# WHAT THE EXERCISE ASKS
Copy the data exactly as it appears, and do not include any pictures.

# SUPPLIED DATA
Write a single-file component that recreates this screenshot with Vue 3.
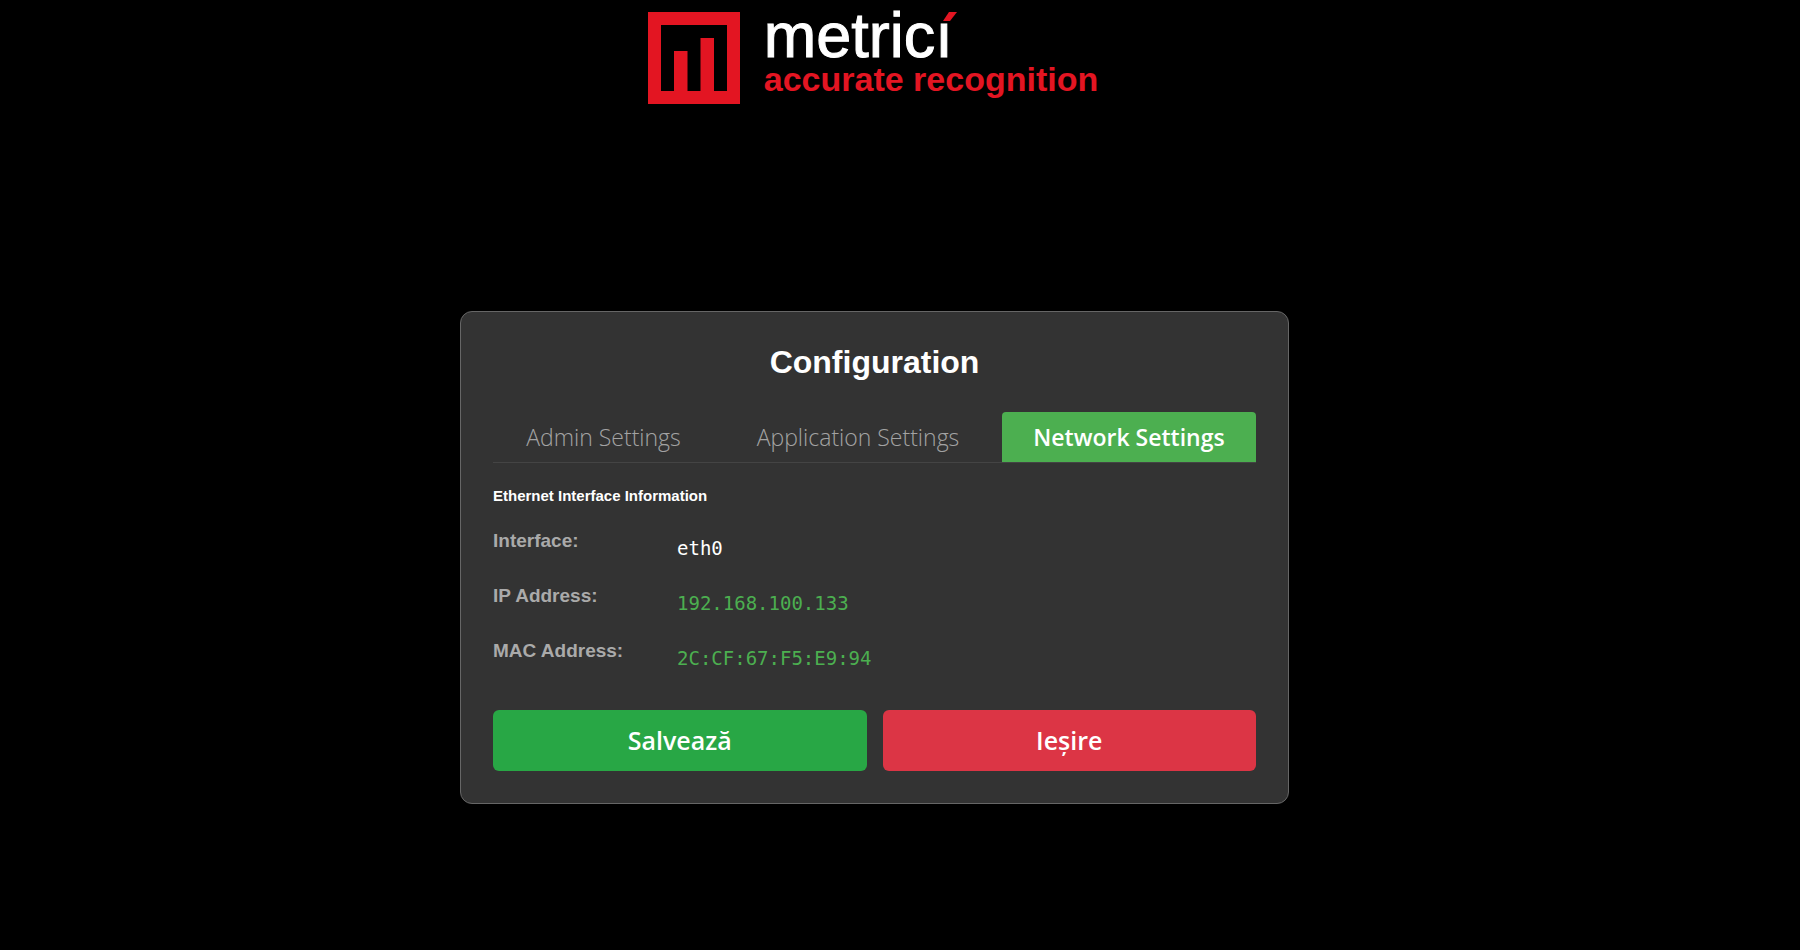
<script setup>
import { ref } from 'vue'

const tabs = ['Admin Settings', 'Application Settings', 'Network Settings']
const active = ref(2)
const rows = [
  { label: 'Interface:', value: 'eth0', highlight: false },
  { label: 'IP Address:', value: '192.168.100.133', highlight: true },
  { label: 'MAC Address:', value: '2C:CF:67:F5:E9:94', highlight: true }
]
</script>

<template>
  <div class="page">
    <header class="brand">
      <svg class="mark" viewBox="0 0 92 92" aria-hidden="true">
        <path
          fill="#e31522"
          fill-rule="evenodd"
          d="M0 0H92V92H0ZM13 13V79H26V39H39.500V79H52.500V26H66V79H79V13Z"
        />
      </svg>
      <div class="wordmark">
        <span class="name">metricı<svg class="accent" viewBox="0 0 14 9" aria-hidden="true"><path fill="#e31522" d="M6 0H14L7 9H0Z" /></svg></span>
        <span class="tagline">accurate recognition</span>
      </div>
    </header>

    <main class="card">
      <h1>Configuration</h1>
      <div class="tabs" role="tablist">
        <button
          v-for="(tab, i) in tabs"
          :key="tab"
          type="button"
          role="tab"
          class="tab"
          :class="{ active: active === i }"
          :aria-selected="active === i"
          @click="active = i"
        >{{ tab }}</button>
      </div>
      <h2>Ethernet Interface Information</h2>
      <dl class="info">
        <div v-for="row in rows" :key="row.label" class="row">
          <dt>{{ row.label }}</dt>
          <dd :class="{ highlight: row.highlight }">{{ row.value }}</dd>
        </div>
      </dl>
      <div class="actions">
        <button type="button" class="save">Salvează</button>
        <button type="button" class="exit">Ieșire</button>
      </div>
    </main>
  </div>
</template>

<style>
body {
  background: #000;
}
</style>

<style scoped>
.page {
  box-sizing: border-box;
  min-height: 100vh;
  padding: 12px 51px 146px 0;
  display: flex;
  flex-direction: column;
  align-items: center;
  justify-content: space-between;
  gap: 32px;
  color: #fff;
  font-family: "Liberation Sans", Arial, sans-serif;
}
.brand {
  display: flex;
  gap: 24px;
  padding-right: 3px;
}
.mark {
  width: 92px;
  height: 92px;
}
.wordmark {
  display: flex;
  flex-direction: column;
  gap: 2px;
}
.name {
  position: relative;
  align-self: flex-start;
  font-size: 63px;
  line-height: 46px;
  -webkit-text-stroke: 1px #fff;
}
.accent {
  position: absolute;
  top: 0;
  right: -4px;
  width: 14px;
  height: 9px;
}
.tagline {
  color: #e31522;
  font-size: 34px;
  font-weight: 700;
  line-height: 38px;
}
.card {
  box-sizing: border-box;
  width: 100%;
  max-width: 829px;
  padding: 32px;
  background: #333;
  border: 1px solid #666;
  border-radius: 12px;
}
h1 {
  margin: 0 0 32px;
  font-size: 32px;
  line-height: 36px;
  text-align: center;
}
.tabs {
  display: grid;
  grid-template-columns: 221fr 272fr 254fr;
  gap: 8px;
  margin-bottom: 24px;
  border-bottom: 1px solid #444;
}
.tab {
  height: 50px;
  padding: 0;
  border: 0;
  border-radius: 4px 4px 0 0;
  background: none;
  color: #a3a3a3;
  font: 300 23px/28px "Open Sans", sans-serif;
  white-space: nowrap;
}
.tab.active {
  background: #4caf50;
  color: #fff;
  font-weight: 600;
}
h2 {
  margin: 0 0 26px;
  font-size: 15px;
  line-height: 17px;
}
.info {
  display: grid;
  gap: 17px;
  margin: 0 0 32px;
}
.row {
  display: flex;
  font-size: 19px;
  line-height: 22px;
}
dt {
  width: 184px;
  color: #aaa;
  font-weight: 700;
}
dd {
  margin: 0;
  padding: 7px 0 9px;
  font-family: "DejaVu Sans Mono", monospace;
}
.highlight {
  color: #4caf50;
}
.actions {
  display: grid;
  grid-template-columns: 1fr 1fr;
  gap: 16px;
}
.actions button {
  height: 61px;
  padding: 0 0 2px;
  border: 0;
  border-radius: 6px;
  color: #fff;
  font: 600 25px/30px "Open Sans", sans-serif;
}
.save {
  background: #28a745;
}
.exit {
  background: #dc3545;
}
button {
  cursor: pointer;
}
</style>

# RESPONSE TO THE TASK
Write a single-file component that recreates this screenshot with Vue 3.
<script setup>
import { ref } from 'vue'

const tabs = ['Admin Settings', 'Application Settings', 'Network Settings']
const active = ref(2)
const rows = [
  { label: 'Interface:', value: 'eth0', highlight: false },
  { label: 'IP Address:', value: '192.168.100.133', highlight: true },
  { label: 'MAC Address:', value: '2C:CF:67:F5:E9:94', highlight: true }
]
</script>

<template>
  <div class="page">
    <header class="brand">
      <svg class="mark" viewBox="0 0 92 92" aria-hidden="true">
        <path
          fill="#e31522"
          fill-rule="evenodd"
          d="M0 0H92V92H0ZM13 13V79H26V39H39.500V79H52.500V26H66V79H79V13Z"
        />
      </svg>
      <div class="wordmark">
        <span class="name">metricı<svg class="accent" viewBox="0 0 14 9" aria-hidden="true"><path fill="#e31522" d="M6 0H14L7 9H0Z" /></svg></span>
        <span class="tagline">accurate recognition</span>
      </div>
    </header>

    <main class="card">
      <h1>Configuration</h1>
      <div class="tabs" role="tablist">
        <button
          v-for="(tab, i) in tabs"
          :key="tab"
          type="button"
          role="tab"
          class="tab"
          :class="{ active: active === i }"
          :aria-selected="active === i"
          @click="active = i"
        >{{ tab }}</button>
      </div>
      <h2>Ethernet Interface Information</h2>
      <dl class="info">
        <div v-for="row in rows" :key="row.label" class="row">
          <dt>{{ row.label }}</dt>
          <dd :class="{ highlight: row.highlight }">{{ row.value }}</dd>
        </div>
      </dl>
      <div class="actions">
        <button type="button" class="save">Salvează</button>
        <button type="button" class="exit">Ieșire</button>
      </div>
    </main>
  </div>
</template>

<style>
body {
  background: #000;
}
</style>

<style scoped>
.page {
  box-sizing: border-box;
  min-height: 100vh;
  padding: 12px 51px 146px 0;
  display: flex;
  flex-direction: column;
  align-items: center;
  justify-content: space-between;
  gap: 32px;
  color: #fff;
  font-family: "Liberation Sans", Arial, sans-serif;
}
.brand {
  display: flex;
  gap: 24px;
  padding-right: 3px;
}
.mark {
  width: 92px;
  height: 92px;
}
.wordmark {
  display: flex;
  flex-direction: column;
  gap: 2px;
}
.name {
  position: relative;
  align-self: flex-start;
  font-size: 63px;
  line-height: 46px;
  -webkit-text-stroke: 1px #fff;
}
.accent {
  position: absolute;
  top: 0;
  right: -4px;
  width: 14px;
  height: 9px;
}
.tagline {
  color: #e31522;
  font-size: 34px;
  font-weight: 700;
  line-height: 38px;
}
.card {
  box-sizing: border-box;
  width: 100%;
  max-width: 829px;
  padding: 32px;
  background: #333;
  border: 1px solid #666;
  border-radius: 12px;
}
h1 {
  margin: 0 0 32px;
  font-size: 32px;
  line-height: 36px;
  text-align: center;
}
.tabs {
  display: grid;
  grid-template-columns: 221fr 272fr 254fr;
  gap: 8px;
  margin-bottom: 24px;
  border-bottom: 1px solid #444;
}
.tab {
  height: 50px;
  padding: 0;
  border: 0;
  border-radius: 4px 4px 0 0;
  background: none;
  color: #a3a3a3;
  font: 300 23px/28px "Open Sans", sans-serif;
  white-space: nowrap;
}
.tab.active {
  background: #4caf50;
  color: #fff;
  font-weight: 600;
}
h2 {
  margin: 0 0 26px;
  font-size: 15px;
  line-height: 17px;
}
.info {
  display: grid;
  gap: 17px;
  margin: 0 0 32px;
}
.row {
  display: flex;
  font-size: 19px;
  line-height: 22px;
}
dt {
  width: 184px;
  color: #aaa;
  font-weight: 700;
}
dd {
  margin: 0;
  padding: 7px 0 9px;
  font-family: "DejaVu Sans Mono", monospace;
}
.highlight {
  color: #4caf50;
}
.actions {
  display: grid;
  grid-template-columns: 1fr 1fr;
  gap: 16px;
}
.actions button {
  height: 61px;
  padding: 0 0 2px;
  border: 0;
  border-radius: 6px;
  color: #fff;
  font: 600 25px/30px "Open Sans", sans-serif;
}
.save {
  background: #28a745;
}
.exit {
  background: #dc3545;
}
button {
  cursor: pointer;
}
</style>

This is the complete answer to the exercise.